- Work required -
Please output every line of the material as it stands, without the pictures.

===== Given material

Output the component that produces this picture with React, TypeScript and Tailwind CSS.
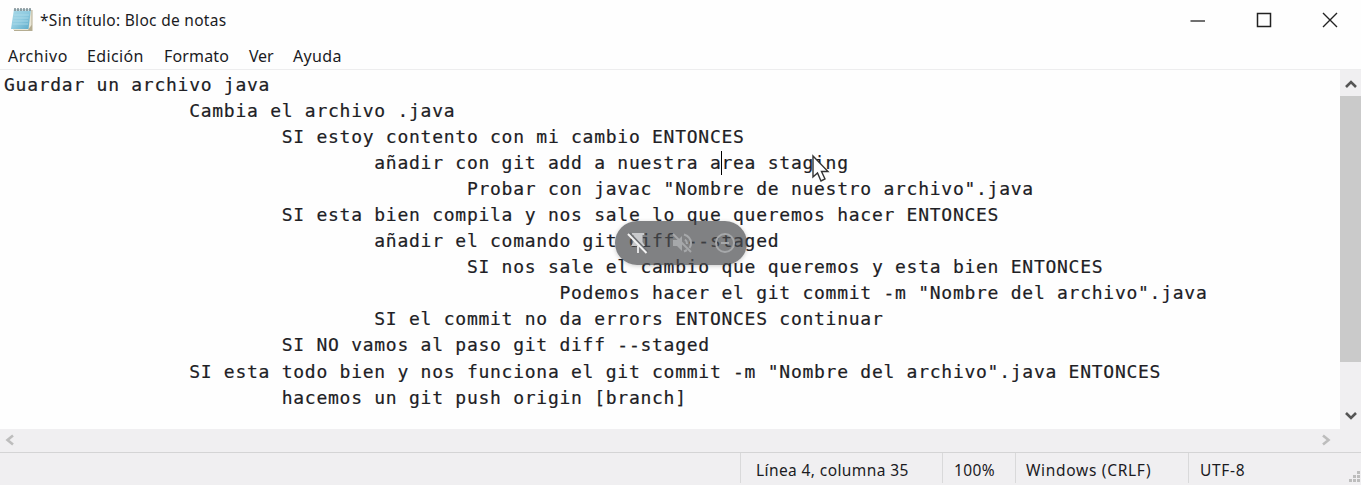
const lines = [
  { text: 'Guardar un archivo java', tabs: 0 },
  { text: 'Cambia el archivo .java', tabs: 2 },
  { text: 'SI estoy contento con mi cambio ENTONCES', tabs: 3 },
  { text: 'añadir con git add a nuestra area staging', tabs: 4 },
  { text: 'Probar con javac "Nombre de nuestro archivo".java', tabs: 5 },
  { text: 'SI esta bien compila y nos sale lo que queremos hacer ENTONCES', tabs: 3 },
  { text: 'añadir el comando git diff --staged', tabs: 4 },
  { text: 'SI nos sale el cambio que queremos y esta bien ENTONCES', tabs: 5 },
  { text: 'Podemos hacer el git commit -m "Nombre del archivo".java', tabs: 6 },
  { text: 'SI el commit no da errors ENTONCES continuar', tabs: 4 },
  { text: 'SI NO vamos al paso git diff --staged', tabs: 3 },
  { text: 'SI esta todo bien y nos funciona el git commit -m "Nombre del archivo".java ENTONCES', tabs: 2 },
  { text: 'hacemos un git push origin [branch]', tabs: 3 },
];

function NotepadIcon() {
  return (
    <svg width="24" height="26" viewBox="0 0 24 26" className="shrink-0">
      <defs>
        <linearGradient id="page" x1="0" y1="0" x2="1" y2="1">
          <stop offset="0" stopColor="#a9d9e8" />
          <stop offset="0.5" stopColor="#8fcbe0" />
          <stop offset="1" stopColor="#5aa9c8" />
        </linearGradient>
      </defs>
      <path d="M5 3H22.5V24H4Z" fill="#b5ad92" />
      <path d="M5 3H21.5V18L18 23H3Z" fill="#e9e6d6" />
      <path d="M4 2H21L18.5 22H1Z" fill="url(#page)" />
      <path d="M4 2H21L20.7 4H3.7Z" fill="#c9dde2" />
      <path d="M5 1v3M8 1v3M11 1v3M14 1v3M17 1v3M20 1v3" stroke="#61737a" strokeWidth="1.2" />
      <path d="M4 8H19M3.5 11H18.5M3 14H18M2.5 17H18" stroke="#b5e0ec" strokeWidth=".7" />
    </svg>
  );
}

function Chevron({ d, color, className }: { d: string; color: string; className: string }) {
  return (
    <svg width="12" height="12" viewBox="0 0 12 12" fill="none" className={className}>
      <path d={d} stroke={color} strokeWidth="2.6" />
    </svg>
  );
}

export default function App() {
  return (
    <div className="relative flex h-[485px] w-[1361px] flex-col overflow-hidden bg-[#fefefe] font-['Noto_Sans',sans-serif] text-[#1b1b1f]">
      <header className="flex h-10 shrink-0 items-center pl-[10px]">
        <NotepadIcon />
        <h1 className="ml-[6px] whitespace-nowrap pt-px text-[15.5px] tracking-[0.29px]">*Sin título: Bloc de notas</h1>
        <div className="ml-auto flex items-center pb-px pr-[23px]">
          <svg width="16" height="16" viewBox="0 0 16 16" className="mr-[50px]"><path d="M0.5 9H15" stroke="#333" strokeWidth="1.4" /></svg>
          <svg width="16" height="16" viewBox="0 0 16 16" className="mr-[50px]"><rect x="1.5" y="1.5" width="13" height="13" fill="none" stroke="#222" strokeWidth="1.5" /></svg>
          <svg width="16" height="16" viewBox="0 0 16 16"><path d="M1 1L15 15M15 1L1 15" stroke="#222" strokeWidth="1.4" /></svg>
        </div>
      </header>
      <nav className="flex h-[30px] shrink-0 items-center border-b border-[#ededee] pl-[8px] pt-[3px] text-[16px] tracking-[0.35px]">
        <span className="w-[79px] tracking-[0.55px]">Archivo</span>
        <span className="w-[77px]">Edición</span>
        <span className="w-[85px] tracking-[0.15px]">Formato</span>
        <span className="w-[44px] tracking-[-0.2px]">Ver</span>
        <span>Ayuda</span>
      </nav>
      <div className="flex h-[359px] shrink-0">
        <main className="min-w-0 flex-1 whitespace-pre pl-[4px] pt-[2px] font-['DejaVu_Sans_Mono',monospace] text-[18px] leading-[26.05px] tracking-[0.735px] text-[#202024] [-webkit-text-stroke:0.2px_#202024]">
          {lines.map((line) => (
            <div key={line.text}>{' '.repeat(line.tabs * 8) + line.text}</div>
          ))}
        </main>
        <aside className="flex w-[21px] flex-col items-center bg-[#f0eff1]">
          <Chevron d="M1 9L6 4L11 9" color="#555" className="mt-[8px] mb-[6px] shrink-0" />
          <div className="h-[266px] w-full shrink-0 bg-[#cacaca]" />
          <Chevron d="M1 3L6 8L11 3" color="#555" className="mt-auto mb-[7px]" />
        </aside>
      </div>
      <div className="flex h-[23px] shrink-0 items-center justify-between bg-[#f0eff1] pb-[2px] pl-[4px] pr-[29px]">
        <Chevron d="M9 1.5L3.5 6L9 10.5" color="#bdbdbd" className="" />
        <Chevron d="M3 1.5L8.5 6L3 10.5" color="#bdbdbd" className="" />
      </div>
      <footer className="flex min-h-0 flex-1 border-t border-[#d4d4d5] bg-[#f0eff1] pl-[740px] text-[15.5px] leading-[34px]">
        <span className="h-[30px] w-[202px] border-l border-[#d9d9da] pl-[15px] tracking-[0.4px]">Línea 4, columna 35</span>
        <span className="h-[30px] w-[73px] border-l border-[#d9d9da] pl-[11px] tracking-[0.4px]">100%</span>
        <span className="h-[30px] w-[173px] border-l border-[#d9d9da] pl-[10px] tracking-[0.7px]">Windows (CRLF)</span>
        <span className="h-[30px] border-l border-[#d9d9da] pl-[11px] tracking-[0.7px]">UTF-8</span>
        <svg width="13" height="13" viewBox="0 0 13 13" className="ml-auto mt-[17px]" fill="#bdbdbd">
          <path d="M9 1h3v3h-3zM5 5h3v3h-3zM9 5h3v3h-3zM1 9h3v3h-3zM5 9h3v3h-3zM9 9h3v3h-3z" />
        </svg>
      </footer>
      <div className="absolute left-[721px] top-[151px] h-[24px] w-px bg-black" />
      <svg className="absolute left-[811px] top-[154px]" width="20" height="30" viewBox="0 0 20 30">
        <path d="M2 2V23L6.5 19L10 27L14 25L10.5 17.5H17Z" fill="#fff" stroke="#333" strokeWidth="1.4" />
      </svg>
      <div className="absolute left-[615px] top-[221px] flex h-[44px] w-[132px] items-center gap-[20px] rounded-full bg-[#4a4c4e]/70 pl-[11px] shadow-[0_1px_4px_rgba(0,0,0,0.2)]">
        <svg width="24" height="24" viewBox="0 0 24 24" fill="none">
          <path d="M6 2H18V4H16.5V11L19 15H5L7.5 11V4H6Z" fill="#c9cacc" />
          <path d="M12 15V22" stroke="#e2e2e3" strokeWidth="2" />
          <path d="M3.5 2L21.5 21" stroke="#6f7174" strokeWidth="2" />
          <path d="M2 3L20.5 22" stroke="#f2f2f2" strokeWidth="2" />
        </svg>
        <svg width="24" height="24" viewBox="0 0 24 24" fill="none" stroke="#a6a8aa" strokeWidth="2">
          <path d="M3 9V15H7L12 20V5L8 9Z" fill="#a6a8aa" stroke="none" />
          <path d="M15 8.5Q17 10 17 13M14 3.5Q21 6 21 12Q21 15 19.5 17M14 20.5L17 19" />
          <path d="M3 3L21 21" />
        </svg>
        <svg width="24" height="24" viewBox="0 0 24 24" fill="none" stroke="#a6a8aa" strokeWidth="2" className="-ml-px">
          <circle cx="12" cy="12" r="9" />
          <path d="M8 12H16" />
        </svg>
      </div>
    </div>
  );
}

==========

- Task solution -
Output the component that produces this picture with React, TypeScript and Tailwind CSS.
const lines = [
  { text: 'Guardar un archivo java', tabs: 0 },
  { text: 'Cambia el archivo .java', tabs: 2 },
  { text: 'SI estoy contento con mi cambio ENTONCES', tabs: 3 },
  { text: 'añadir con git add a nuestra area staging', tabs: 4 },
  { text: 'Probar con javac "Nombre de nuestro archivo".java', tabs: 5 },
  { text: 'SI esta bien compila y nos sale lo que queremos hacer ENTONCES', tabs: 3 },
  { text: 'añadir el comando git diff --staged', tabs: 4 },
  { text: 'SI nos sale el cambio que queremos y esta bien ENTONCES', tabs: 5 },
  { text: 'Podemos hacer el git commit -m "Nombre del archivo".java', tabs: 6 },
  { text: 'SI el commit no da errors ENTONCES continuar', tabs: 4 },
  { text: 'SI NO vamos al paso git diff --staged', tabs: 3 },
  { text: 'SI esta todo bien y nos funciona el git commit -m "Nombre del archivo".java ENTONCES', tabs: 2 },
  { text: 'hacemos un git push origin [branch]', tabs: 3 },
];

function NotepadIcon() {
  return (
    <svg width="24" height="26" viewBox="0 0 24 26" className="shrink-0">
      <defs>
        <linearGradient id="page" x1="0" y1="0" x2="1" y2="1">
          <stop offset="0" stopColor="#a9d9e8" />
          <stop offset="0.5" stopColor="#8fcbe0" />
          <stop offset="1" stopColor="#5aa9c8" />
        </linearGradient>
      </defs>
      <path d="M5 3H22.5V24H4Z" fill="#b5ad92" />
      <path d="M5 3H21.5V18L18 23H3Z" fill="#e9e6d6" />
      <path d="M4 2H21L18.5 22H1Z" fill="url(#page)" />
      <path d="M4 2H21L20.7 4H3.7Z" fill="#c9dde2" />
      <path d="M5 1v3M8 1v3M11 1v3M14 1v3M17 1v3M20 1v3" stroke="#61737a" strokeWidth="1.2" />
      <path d="M4 8H19M3.5 11H18.5M3 14H18M2.5 17H18" stroke="#b5e0ec" strokeWidth=".7" />
    </svg>
  );
}

function Chevron({ d, color, className }: { d: string; color: string; className: string }) {
  return (
    <svg width="12" height="12" viewBox="0 0 12 12" fill="none" className={className}>
      <path d={d} stroke={color} strokeWidth="2.6" />
    </svg>
  );
}

export default function App() {
  return (
    <div className="relative flex h-[485px] w-[1361px] flex-col overflow-hidden bg-[#fefefe] font-['Noto_Sans',sans-serif] text-[#1b1b1f]">
      <header className="flex h-10 shrink-0 items-center pl-[10px]">
        <NotepadIcon />
        <h1 className="ml-[6px] whitespace-nowrap pt-px text-[15.5px] tracking-[0.29px]">*Sin título: Bloc de notas</h1>
        <div className="ml-auto flex items-center pb-px pr-[23px]">
          <svg width="16" height="16" viewBox="0 0 16 16" className="mr-[50px]"><path d="M0.5 9H15" stroke="#333" strokeWidth="1.4" /></svg>
          <svg width="16" height="16" viewBox="0 0 16 16" className="mr-[50px]"><rect x="1.5" y="1.5" width="13" height="13" fill="none" stroke="#222" strokeWidth="1.5" /></svg>
          <svg width="16" height="16" viewBox="0 0 16 16"><path d="M1 1L15 15M15 1L1 15" stroke="#222" strokeWidth="1.4" /></svg>
        </div>
      </header>
      <nav className="flex h-[30px] shrink-0 items-center border-b border-[#ededee] pl-[8px] pt-[3px] text-[16px] tracking-[0.35px]">
        <span className="w-[79px] tracking-[0.55px]">Archivo</span>
        <span className="w-[77px]">Edición</span>
        <span className="w-[85px] tracking-[0.15px]">Formato</span>
        <span className="w-[44px] tracking-[-0.2px]">Ver</span>
        <span>Ayuda</span>
      </nav>
      <div className="flex h-[359px] shrink-0">
        <main className="min-w-0 flex-1 whitespace-pre pl-[4px] pt-[2px] font-['DejaVu_Sans_Mono',monospace] text-[18px] leading-[26.05px] tracking-[0.735px] text-[#202024] [-webkit-text-stroke:0.2px_#202024]">
          {lines.map((line) => (
            <div key={line.text}>{' '.repeat(line.tabs * 8) + line.text}</div>
          ))}
        </main>
        <aside className="flex w-[21px] flex-col items-center bg-[#f0eff1]">
          <Chevron d="M1 9L6 4L11 9" color="#555" className="mt-[8px] mb-[6px] shrink-0" />
          <div className="h-[266px] w-full shrink-0 bg-[#cacaca]" />
          <Chevron d="M1 3L6 8L11 3" color="#555" className="mt-auto mb-[7px]" />
        </aside>
      </div>
      <div className="flex h-[23px] shrink-0 items-center justify-between bg-[#f0eff1] pb-[2px] pl-[4px] pr-[29px]">
        <Chevron d="M9 1.5L3.5 6L9 10.5" color="#bdbdbd" className="" />
        <Chevron d="M3 1.5L8.5 6L3 10.5" color="#bdbdbd" className="" />
      </div>
      <footer className="flex min-h-0 flex-1 border-t border-[#d4d4d5] bg-[#f0eff1] pl-[740px] text-[15.5px] leading-[34px]">
        <span className="h-[30px] w-[202px] border-l border-[#d9d9da] pl-[15px] tracking-[0.4px]">Línea 4, columna 35</span>
        <span className="h-[30px] w-[73px] border-l border-[#d9d9da] pl-[11px] tracking-[0.4px]">100%</span>
        <span className="h-[30px] w-[173px] border-l border-[#d9d9da] pl-[10px] tracking-[0.7px]">Windows (CRLF)</span>
        <span className="h-[30px] border-l border-[#d9d9da] pl-[11px] tracking-[0.7px]">UTF-8</span>
        <svg width="13" height="13" viewBox="0 0 13 13" className="ml-auto mt-[17px]" fill="#bdbdbd">
          <path d="M9 1h3v3h-3zM5 5h3v3h-3zM9 5h3v3h-3zM1 9h3v3h-3zM5 9h3v3h-3zM9 9h3v3h-3z" />
        </svg>
      </footer>
      <div className="absolute left-[721px] top-[151px] h-[24px] w-px bg-black" />
      <svg className="absolute left-[811px] top-[154px]" width="20" height="30" viewBox="0 0 20 30">
        <path d="M2 2V23L6.5 19L10 27L14 25L10.5 17.5H17Z" fill="#fff" stroke="#333" strokeWidth="1.4" />
      </svg>
      <div className="absolute left-[615px] top-[221px] flex h-[44px] w-[132px] items-center gap-[20px] rounded-full bg-[#4a4c4e]/70 pl-[11px] shadow-[0_1px_4px_rgba(0,0,0,0.2)]">
        <svg width="24" height="24" viewBox="0 0 24 24" fill="none">
          <path d="M6 2H18V4H16.5V11L19 15H5L7.5 11V4H6Z" fill="#c9cacc" />
          <path d="M12 15V22" stroke="#e2e2e3" strokeWidth="2" />
          <path d="M3.5 2L21.5 21" stroke="#6f7174" strokeWidth="2" />
          <path d="M2 3L20.5 22" stroke="#f2f2f2" strokeWidth="2" />
        </svg>
        <svg width="24" height="24" viewBox="0 0 24 24" fill="none" stroke="#a6a8aa" strokeWidth="2">
          <path d="M3 9V15H7L12 20V5L8 9Z" fill="#a6a8aa" stroke="none" />
          <path d="M15 8.5Q17 10 17 13M14 3.5Q21 6 21 12Q21 15 19.5 17M14 20.5L17 19" />
          <path d="M3 3L21 21" />
        </svg>
        <svg width="24" height="24" viewBox="0 0 24 24" fill="none" stroke="#a6a8aa" strokeWidth="2" className="-ml-px">
          <circle cx="12" cy="12" r="9" />
          <path d="M8 12H16" />
        </svg>
      </div>
    </div>
  );
}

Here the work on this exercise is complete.